First, I'd simply made a mistake about how late I was starting that final leg. I was only one minute late, not two. The note that I'd made just as I was starting it showed that it was 11:43, not 11:44. So riding it in 41 minutes was good enough to make up the time lost by the late start.

But then something even better emerged. I realized that had ridden 54.2 miles, not 54. How could this be? Well, you see, my bicycle "computer" has two odometers. One registers total miles ridden. It rounds the miles off, not showing tenths. The other is a trip odometer. It shows tenths of a mile. I always reset the first of these at the beginning of a day's ride, but I re-set the trip odometer at the beginning of each loop. And I write down what it records at the end of each loop. And today, I wrote down "20.1" at the end of each of what I've been calling the 20-mile loops. The overall odometer, however, rounded off these tenths, and showed, simply, "54".

So to get the accurate measure of my overall ride, I added the loops (20.1+7+20.1+7) and came up with 54.2. I divided that by 5 hrs. and 24.5 minutes, and voila! I did better than 10 mph for the day.



  1. Wow, you really have your calculations down to the seconds. Our group rides aren't as exact. We use cycle computers that cut off when we stop, so we use our moving average and discount the stops. You'd be doing a faster average time if you rode with us. Or, put another way, we'd be averaging much slower if we used your system. Congratulations on achieving your day's goal!

  2. Say, I really like the sound of that! You've really given me a fall-back position worth considering. When writing this post, I kept asking myself whether anyone would want to read this drivel. Especially after the software "ate" the entire first draft when I was almost ready to post it! Starting over from scratch made me even more self-conscious. Now, thanks to you, I'm glad I persevered.

  3. I second only using moving speed as the average. That's the real time the legs are pedaling and what counts in the end. Well, as long as you aren't hanging out at Starbucks for thirty minutes at each rest stop. Totally acceptable to subtract quick stops for water and such. At least that's what me and my ride friends do.

  4. How did the fueling go yesterday? Did you combine Fizz with Perpetuem in one bottle? Able to consume Gel? On my Tour De Valley century ride I ended up not consuming as many calories per hour as usual. Some of that was intentional, some mistake. I initially set out to consume a little less than 300 per hour, but around the four hour mark I realized that I had not been remembering to eat at all for about forty minutes. I might have suffered a little from the mistake. I quickly ate, but kind of had an energy low for about twenty minutes of riding. Then some life came back into the legs.

    Oh, I too agree that you shouldn't beat yourself up over the minutes in a stop. I'd only figure wheel turning time for your average. Probably hard to remember to start and stop your timers. Does your computer have an auto on/off mode? I put it into that mode and ride. If no, let me know. I have tons of Cateye cycle computers laying around the house gather dust. They would give your speed, average speed, distance and have the auto start/stop feature.
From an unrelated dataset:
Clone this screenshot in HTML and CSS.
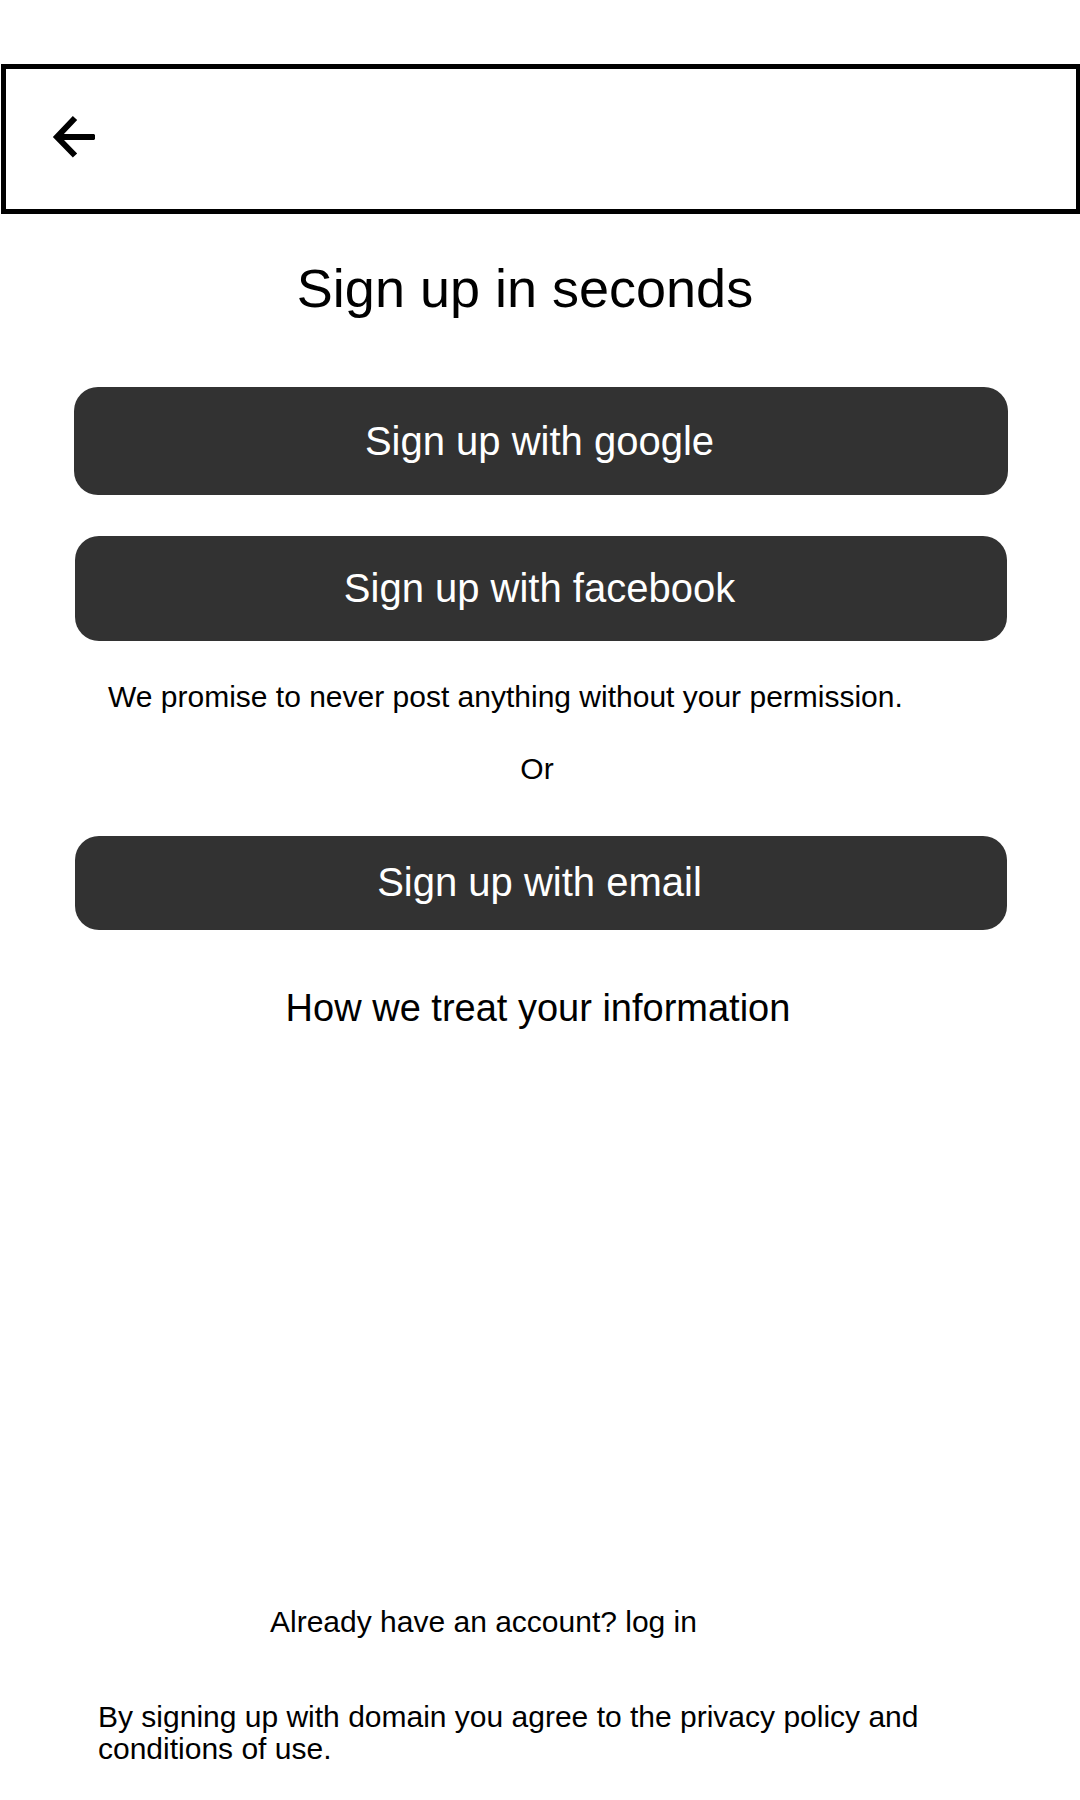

  5. Anonymous #1 -- Thanks for seconding the motion. Every vote counts, and if I eventually settle for the "moving speed average," I'll know I'm in good company.

    Anonymous # 2 (Leslie) I mixed the Fizz and Perpetuem and found it palatable. I thinned the Gel and was able to squeeze it out okay. I don't think I got enough of either one, judging from how much was left at the end. I don't have a feeling about how much I'm getting with each squeeze. I'll try to consume a little more this Saturday, guestimatng my consumption and checking what's left at each pit stop. I'm still sorting out sensations as I try to read my body -- which of them are from from lack of hydration, which from lack of fuel, which from lack of electrolytes, which from overall fatigue, which from specific muscle fatigue.

    Now that you mention it, I see my computer has an on/off mode, in that it logs only moving time (in "trip" mode, which I re-set to zero for each loop.) Yesterday's final loop, I see, took 37:47, which is reassuring, in that it means I wasn't cheating! (I had read by my stopwatch that I'd taken 41 minutes!) I will probably use function of my computer instead of my stopwatch, next time. Or in conjunction with it. Too bad I've erased the read-outs for the first three loops. Might have made me look pretty good!

    So please don't send me any of yours -- at least not before my birthday -- because I have no time to learn anything new. Thanks for everything, including the endorsement of the "turning time average."

  6. Hi Hugh,

    I'd like to offer you another nutrition option. Our company makes JustFruit bars, pure fruit snacks make entirely from Pacific Northwest grown fruit. We would be happy to send you some samples to help fuel you on your epic ride on the 28th, and to try ahead of time to ensure they'll work for you.

    I'm a mountain biker myself, but the nutritional requirements are pretty much the same & I can vouch for the efficacy of our bars. They are a great source of energy with a low glycemic index so they don't give you a big rush followed by the dreaded "bonk". They are also high in potassium which promotes proper muscle function and helps prevent cramping.

    Please let me know if you'd like to try our bars & I'll get them headed your way.

    Best wishes for a successful ride & thanks for being an inspiration to your fellow riders.

  7. Hey Hugh,

    Can you hear the muffled roar coming from your fans who are cheering you on towards your goal?
    Go,Hugh!!!Congratulations on making your goal today.I agree with anonymous,count the moving time,not the resting time. That way you will be able to take the necessary hydration & fuel breaks and not stress about losing minutes towards your goal.

  8. Dawn, I wondered what that sound was! Thank you!

  9. Gorge, I appreciate your offer, and your supportive thoughts. I've just left my address on your website. Thank you!